Amazon FSx for Lustre is POSIX-compliant and is built on Lustre, a popular open-source parallel filesystem that provides scale-out performance that increases linearly with a filesystem’s size. FSx filesystems scale to hundreds of GBs of throughput and millions of IOPS. It also supports concurrent access to the same file or directory from thousands of compute instances and provides consistent, sub-millisecond latencies for file operations, which makes it especially suitable for storing and retrieving HDB data.

FSx for Lustre persistent filesystem provides highly available and durable storage for kdb+ workloads. The fileservers in a persistent filesystem are highly available and data is automatically replicated within the same availability zone.

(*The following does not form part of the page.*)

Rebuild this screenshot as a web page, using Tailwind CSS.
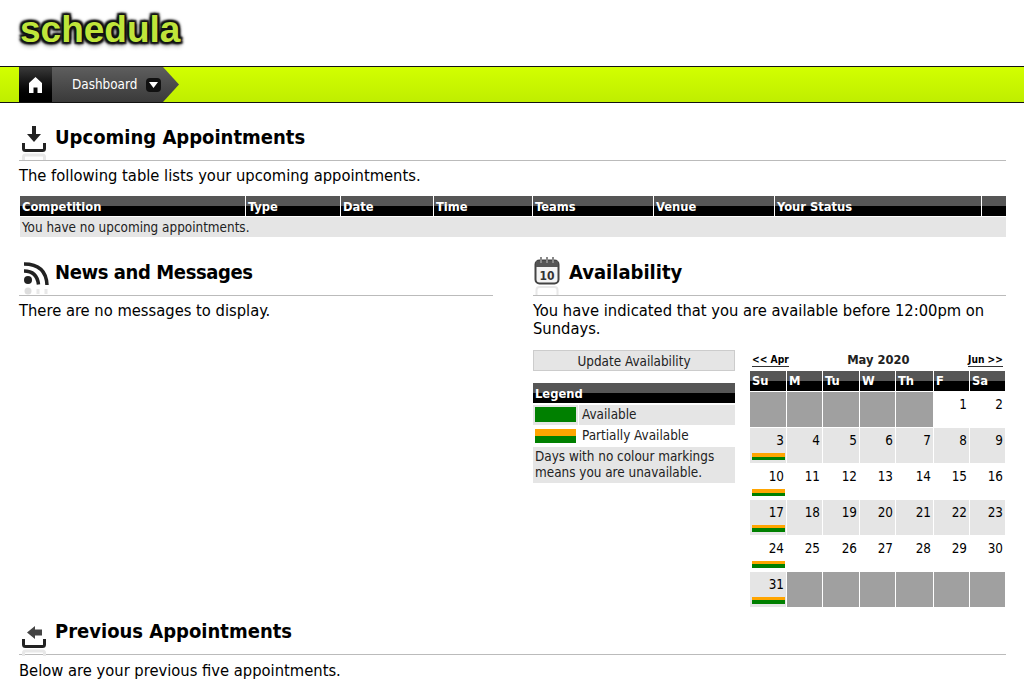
<!DOCTYPE html>
<html>
<head>
    <meta charset="utf-8"/>
    <title>Schedula</title>
    <script src="https://cdn.jsdelivr.net/npm/@tailwindcss/browser@4"></script>
</head>
<body class="bg-white text-black font-['DejaVu_Sans',sans-serif] font-stretch-condensed text-[16.4px] leading-[18px] overflow-hidden h-[682px]">

    <!-- logo -->
    <div class="h-[66px] pl-[20px] pt-[8px]">
        <span class="block font-['Liberation_Sans',sans-serif] font-bold text-[37px] leading-[44px] text-[#bfe53a] [text-shadow:0_0_1px_#111,0_0_2px_#111,0_0_3px_#111,0_0_4px_#111,0_0_5px_#222,2px_2px_2px_#111,-2px_-2px_2px_#111,2px_-2px_2px_#111,-2px_2px_2px_#111,0_4px_5px_#0005]">schedula</span>
    </div>

    <!-- nav -->
    <div class="h-[37px] flex border-y border-[#111] bg-gradient-to-b from-[#d2ff00] to-[#bfee00]">
        <div class="ml-[19px] w-[33px] flex items-center justify-center bg-gradient-to-b from-[#3a3a3a] to-black">
            <svg class="w-[13px] h-[16px]" viewBox="0 0 13 16"><path fill="#fff" d="M6.500 0 13 6V16H8.500V10.500H4.500V16H0V6Z"/></svg>
        </div>
        <div class="w-[127px] flex items-center pl-[20px] gap-[9px] bg-gradient-to-b from-[#5e5e5e] to-[#3a3a3a] text-white text-[13.4px] [clip-path:polygon(0_0,111px_0,100%_50%,111px_100%,0_100%)]">
            <span>Dashboard</span>
            <span class="flex items-center justify-center w-[15px] h-[14px] rounded-[4px] bg-[#111]">
                <svg class="w-[9px] h-[6px]" viewBox="0 0 9 6"><path fill="#fff" d="M0 0H9L4.500 6Z"/></svg>
            </span>
        </div>
    </div>

    <div class="px-[19px] pr-[18px]">
        <!-- upcoming -->
        <div class="mt-[17px] h-[41px] flex items-start border-b border-[#bbb]">
            <svg class="w-[30px] h-[40px] mr-[6px] mt-[5px] shrink-0" viewBox="0 0 30 40">
                <path fill="#222" d="M13 1h4v8h5l-7 8-7-8h5Z"/>
                <path fill="none" stroke="#222" stroke-width="3" d="M4.500 18v5.500q0 2 2 2h17q2 0 2-2V18"/>
                <path fill="none" stroke="#e8e8e8" stroke-width="3" d="M4.500 35v-3q0-2 2-2h17q2 0 2 2v3"/>
            </svg>
            <h2 class="text-[20px] leading-[28px] font-bold mt-[3px]">Upcoming Appointments</h2>
        </div>
        <p class="mt-[6px]">The following table lists your upcoming appointments.</p>

        <div class="mt-[11px] ml-[1px] w-[986px]">
            <div class="flex gap-[1px] h-[20px] text-[12.8px] leading-[21px] font-bold text-white">
                <div class="w-[225px] pl-[2px] bg-gradient-to-b from-[#565656] from-50% to-black to-50%">Competition</div>
                <div class="w-[94px] pl-[2px] bg-gradient-to-b from-[#565656] from-50% to-black to-50%">Type</div>
                <div class="w-[92px] pl-[2px] bg-gradient-to-b from-[#565656] from-50% to-black to-50%">Date</div>
                <div class="w-[98px] pl-[2px] bg-gradient-to-b from-[#565656] from-50% to-black to-50%">Time</div>
                <div class="w-[120px] pl-[2px] bg-gradient-to-b from-[#565656] from-50% to-black to-50%">Teams</div>
                <div class="w-[120px] pl-[2px] bg-gradient-to-b from-[#565656] from-50% to-black to-50%">Venue</div>
                <div class="w-[206px] pl-[2px] bg-gradient-to-b from-[#565656] from-50% to-black to-50%">Your Status</div>
                <div class="flex-1 bg-gradient-to-b from-[#565656] from-50% to-black to-50%"></div>
            </div>
            <div class="mt-[1px] h-[20px] pl-[2px] bg-[#e5e5e5] text-[13.4px] leading-[22px] text-[#222]">You have no upcoming appointments.</div>
        </div>

        <div class="flex mt-[16px]">
            <!-- news -->
            <div class="w-[474px]">
                <div class="h-[43px] flex items-start border-b border-[#bbb]">
                    <svg class="w-[30px] h-[40px] mr-[6px] mt-[3px] shrink-0" viewBox="0 0 30 40">
                        <circle cx="9" cy="24" r="4" fill="#222"/>
                        <path fill="none" stroke="#222" stroke-width="3.500" d="M5 15q13 0 14.500 13.500M5 8q22 0 23 21"/>
                        <circle cx="9" cy="35" r="3.500" fill="#ddd"/>
                        <path fill="none" stroke="#e8e8e8" stroke-width="3" d="M19 33v5M27 33v5"/>
                    </svg>
                    <h2 class="text-[20px] leading-[28px] font-bold mt-[5px] tracking-[-0.4px]">News and Messages</h2>
                </div>
                <p class="mt-[6px]">There are no messages to display.</p>
            </div>

            <!-- availability -->
            <div class="ml-[40px] w-[473px]">
                <div class="h-[43px] flex items-start border-b border-[#bbb]">
                    <svg class="w-[28px] h-[40px] mr-[8px] mt-[3px] shrink-0" viewBox="0 0 28 40">
                        <rect x="2.500" y="4.500" width="23" height="23" rx="4" fill="#f4f4f4" stroke="#444" stroke-width="2"/>
                        <path fill="#555" d="M3 5h22v6H3Z"/>
                        <path stroke="#888" stroke-width="2" d="M8 1v6M14 1v6M20 1v6"/>
                        <path fill="none" stroke="#e8e8e8" stroke-width="2" d="M3.500 39v-5q0-3 3-3h15q3 0 3 3v5"/>
                        <text x="14" y="24" text-anchor="middle" font-size="12" font-weight="bold" fill="#333" font-family="DejaVu Sans">10</text>
                    </svg>
                    <h2 class="text-[20px] leading-[28px] font-bold mt-[5px]">Availability</h2>
                </div>
                <p class="mt-[6px]">You have indicated that you are available before 12:00pm on Sundays.</p>

                <div class="flex mt-[12px]">
                    <div class="w-[202px] mr-[15px] text-[13.4px] text-[#222]">
                        <div class="h-[21px] w-[202px] leading-[21px] bg-[#e5e5e5] border border-[#ccc] text-center">Update Availability</div>
                        <div class="mt-[12px] h-[20px] pl-[2px] font-bold text-[12.8px] leading-[22px] text-white bg-gradient-to-b from-[#565656] from-50% to-black to-50%">Legend</div>
                        <div class="mt-[2px] h-[20px] flex gap-[1px]">
                            <div class="w-[45px] bg-[#e5e5e5] p-[2px]"><div class="h-[15px] bg-[#008000]"></div></div>
                            <div class="flex-1 bg-[#e5e5e5] pl-[3px] leading-[20px]">Available</div>
                        </div>
                        <div class="mt-[1px] h-[20px] flex gap-[1px]">
                            <div class="w-[45px] p-[2px] py-[3px]"><div class="h-[7px] bg-[#ffa500]"></div><div class="h-[7px] bg-[#008000]"></div></div>
                            <div class="flex-1 pl-[3px] leading-[20px]">Partially Available</div>
                        </div>
                        <div class="mt-[1px] h-[36px] bg-[#e5e5e5] px-[2px] leading-[16px] pt-[2px]">Days with no colour markings means you are unavailable.</div>
                    </div>

                    <div class="w-[256px] text-[13.4px]">
                        <div class="h-[20px] flex items-center justify-between pr-[3px] pl-[2px]">
                            <a class="text-[10.2px] font-bold leading-[13px] border-b border-[#333]">&lt;&lt; Apr</a>
                            <span class="font-bold text-[12.8px] text-[#222]">May 2020</span>
                            <a class="text-[10.2px] font-bold leading-[13px] border-b border-[#333]">Jun &gt;&gt;</a>
                        </div>
                        <div class="grid grid-cols-[36px_35px_36px_35px_37px_35px_35px] gap-[1px] mt-[1px]">
                            <div class="h-[20px] pl-[2px] font-bold text-[12.8px] leading-[20px] text-white bg-gradient-to-b from-[#565656] from-50% to-black to-50%">Su</div>
                            <div class="h-[20px] pl-[2px] font-bold text-[12.8px] leading-[20px] text-white bg-gradient-to-b from-[#565656] from-50% to-black to-50%">M</div>
                            <div class="h-[20px] pl-[2px] font-bold text-[12.8px] leading-[20px] text-white bg-gradient-to-b from-[#565656] from-50% to-black to-50%">Tu</div>
                            <div class="h-[20px] pl-[2px] font-bold text-[12.8px] leading-[20px] text-white bg-gradient-to-b from-[#565656] from-50% to-black to-50%">W</div>
                            <div class="h-[20px] pl-[2px] font-bold text-[12.8px] leading-[20px] text-white bg-gradient-to-b from-[#565656] from-50% to-black to-50%">Th</div>
                            <div class="h-[20px] pl-[2px] font-bold text-[12.8px] leading-[20px] text-white bg-gradient-to-b from-[#565656] from-50% to-black to-50%">F</div>
                            <div class="h-[20px] pl-[2px] font-bold text-[12.8px] leading-[20px] text-white bg-gradient-to-b from-[#565656] from-50% to-black to-50%">Sa</div>

                            <div class="h-[35px] bg-[#a0a0a0]"></div>
                            <div class="h-[35px] bg-[#a0a0a0]"></div>
                            <div class="h-[35px] bg-[#a0a0a0]"></div>
                            <div class="h-[35px] bg-[#a0a0a0]"></div>
                            <div class="h-[35px] bg-[#a0a0a0]"></div>
                            <div class="h-[35px] pt-[4px] pr-[2px] text-right">1</div>
                            <div class="h-[35px] pt-[4px] pr-[2px] text-right">2</div>

                            <div class="h-[35px] pt-[4px] pr-[2px] text-right bg-[#e5e5e5]">3<div class="mt-[3px] ml-[2px] mr-[-1px] h-[7px] bg-gradient-to-b from-[#ffa500] from-50% to-[#008000] to-50%"></div></div>
                            <div class="h-[35px] pt-[4px] pr-[2px] text-right bg-[#e5e5e5]">4</div>
                            <div class="h-[35px] pt-[4px] pr-[2px] text-right bg-[#e5e5e5]">5</div>
                            <div class="h-[35px] pt-[4px] pr-[2px] text-right bg-[#e5e5e5]">6</div>
                            <div class="h-[35px] pt-[4px] pr-[2px] text-right bg-[#e5e5e5]">7</div>
                            <div class="h-[35px] pt-[4px] pr-[2px] text-right bg-[#e5e5e5]">8</div>
                            <div class="h-[35px] pt-[4px] pr-[2px] text-right bg-[#e5e5e5]">9</div>

                            <div class="h-[35px] pt-[4px] pr-[2px] text-right">10<div class="mt-[3px] ml-[2px] mr-[-1px] h-[7px] bg-gradient-to-b from-[#ffa500] from-50% to-[#008000] to-50%"></div></div>
                            <div class="h-[35px] pt-[4px] pr-[2px] text-right">11</div>
                            <div class="h-[35px] pt-[4px] pr-[2px] text-right">12</div>
                            <div class="h-[35px] pt-[4px] pr-[2px] text-right">13</div>
                            <div class="h-[35px] pt-[4px] pr-[2px] text-right">14</div>
                            <div class="h-[35px] pt-[4px] pr-[2px] text-right">15</div>
                            <div class="h-[35px] pt-[4px] pr-[2px] text-right">16</div>

                            <div class="h-[35px] pt-[4px] pr-[2px] text-right bg-[#e5e5e5]">17<div class="mt-[3px] ml-[2px] mr-[-1px] h-[7px] bg-gradient-to-b from-[#ffa500] from-50% to-[#008000] to-50%"></div></div>
                            <div class="h-[35px] pt-[4px] pr-[2px] text-right bg-[#e5e5e5]">18</div>
                            <div class="h-[35px] pt-[4px] pr-[2px] text-right bg-[#e5e5e5]">19</div>
                            <div class="h-[35px] pt-[4px] pr-[2px] text-right bg-[#e5e5e5]">20</div>
                            <div class="h-[35px] pt-[4px] pr-[2px] text-right bg-[#e5e5e5]">21</div>
                            <div class="h-[35px] pt-[4px] pr-[2px] text-right bg-[#e5e5e5]">22</div>
                            <div class="h-[35px] pt-[4px] pr-[2px] text-right bg-[#e5e5e5]">23</div>

                            <div class="h-[35px] pt-[4px] pr-[2px] text-right">24<div class="mt-[3px] ml-[2px] mr-[-1px] h-[7px] bg-gradient-to-b from-[#ffa500] from-50% to-[#008000] to-50%"></div></div>
                            <div class="h-[35px] pt-[4px] pr-[2px] text-right">25</div>
                            <div class="h-[35px] pt-[4px] pr-[2px] text-right">26</div>
                            <div class="h-[35px] pt-[4px] pr-[2px] text-right">27</div>
                            <div class="h-[35px] pt-[4px] pr-[2px] text-right">28</div>
                            <div class="h-[35px] pt-[4px] pr-[2px] text-right">29</div>
                            <div class="h-[35px] pt-[4px] pr-[2px] text-right">30</div>

                            <div class="h-[35px] pt-[4px] pr-[2px] text-right bg-[#e5e5e5]">31<div class="mt-[3px] ml-[2px] mr-[-1px] h-[7px] bg-gradient-to-b from-[#ffa500] from-50% to-[#008000] to-50%"></div></div>
                            <div class="h-[35px] bg-[#a0a0a0]"></div>
                            <div class="h-[35px] bg-[#a0a0a0]"></div>
                            <div class="h-[35px] bg-[#a0a0a0]"></div>
                            <div class="h-[35px] bg-[#a0a0a0]"></div>
                            <div class="h-[35px] bg-[#a0a0a0]"></div>
                            <div class="h-[35px] bg-[#a0a0a0]"></div>
                        </div>
                    </div>
                </div>
            </div>
        </div>

        <!-- previous -->
        <div class="mt-[12px] h-[36px] flex items-start border-b border-[#bbb]">
            <svg class="w-[30px] h-[35px] mr-[6px] mt-[5px] shrink-0" viewBox="0 0 30 35">
                <path fill="#444" d="M23 5.500v6h-7v3.500L8 8.500 16 2v3.500Z"/>
                <path fill="none" stroke="#222" stroke-width="3" d="M4.500 15v5.500q0 2 2 2h17q2 0 2-2V15"/>
                <path fill="none" stroke="#e8e8e8" stroke-width="3" d="M4.500 32v-3q0-2 2-2h17q2 0 2 2v3"/>
            </svg>
            <h2 class="text-[20px] leading-[28px] font-bold mt-[-2px]">Previous Appointments</h2>
        </div>
        <p class="mt-[7px]">Below are your previous five appointments.</p>
    </div>
</body>
</html>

FSx for Lustre persistent filesystem allows you to choose from three deployment options.

PERSISTENT-50
PERSISTENT-100
PERSISTENT-200

Each of these deployment options comes with 50 MBs, 100 MBs, or 200 MBs baseline disk throughput per TiB of filesystem storage.

Performance-tuning options

Performance¶

We present some output of the nano benchmark designed to measure storage performance from kdb+ perspective. In the test we used PERSISTENT-200 deployment type of size 60TB, 200 SSD as cache storage.

Chart below displays streaming and random reads of block of different sizes. Streaming read performance is representative of e.g. select statements without where clause and optimizing read-ahead setting by -23!. Random reads happen when we extract only a subset of the vectors - e.g. due to using a restrictive where constraint.

The multiple node results are displayed below.

The random read performance well demonstrates that Lustre file systems scale horizontally across multiple file servers and disks.